The correspondence between the principal elements of the embodiment and the principal elements of the disclosure described in the Summary section will be explained. The first motor 22 of this embodiment corresponds to the first motor of the present disclosure, the second motor 32 corresponds to the second motor, the battery 40 corresponds to the power storage device, the clutch CL corresponds to the connection release mechanism, and the electronic control unit 60 corresponds to the control unit. In addition, the engine 122 corresponds to the engine.

It should be noted that the correspondence between the principal elements of the embodiment and the principal elements of the disclosure described in the Summary section is merely an example for specifically explaining an embodiment that implements the disclosure described in the Summary section, and does not limit the elements of the disclosure described in that section. In other words, the interpretation of the disclosure described in the Summary section should be based on the description of that section, and the embodiment is nothing more than a specific example of the disclosure described in the Summary section.

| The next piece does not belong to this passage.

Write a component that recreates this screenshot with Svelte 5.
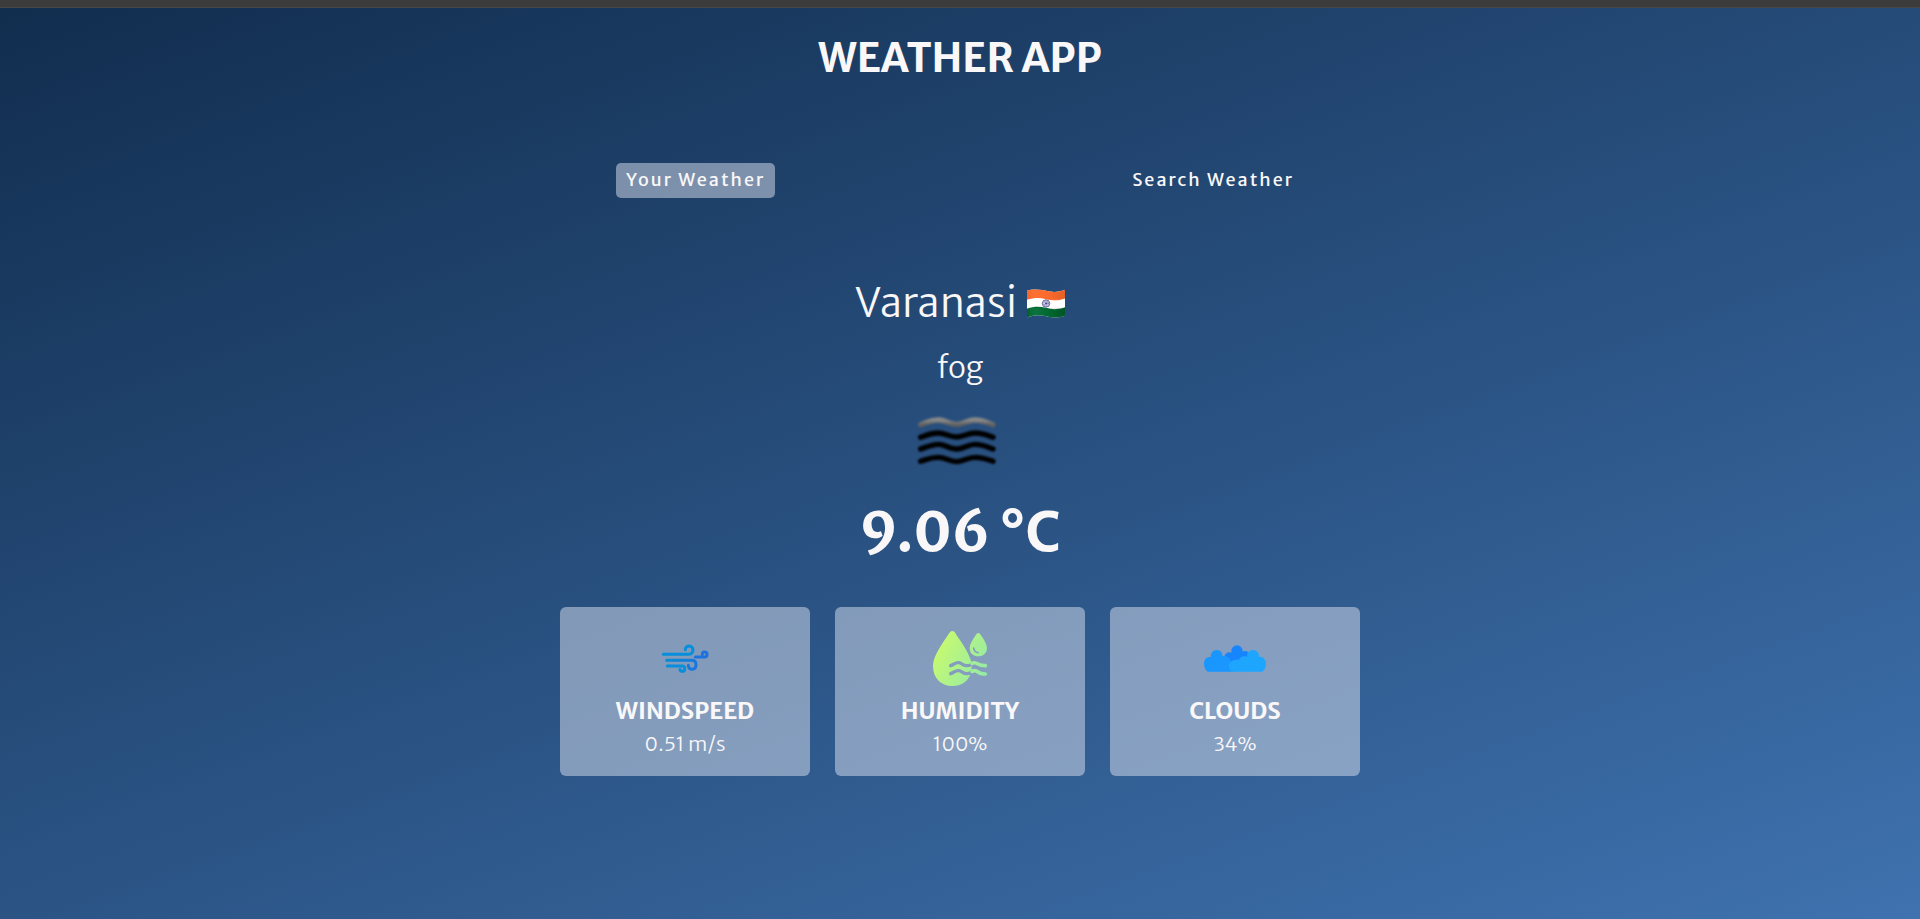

As described above, embodiments have been explained as modes for carrying out the present disclosure. However, the present disclosure is not limited to such embodiments, and it is of course possible to implement the present disclosure in various forms without departing from the spirit thereof.

INDUSTRIAL APPLICABILITY

The present disclosure is applicable to the manufacturing industry of electric vehicles.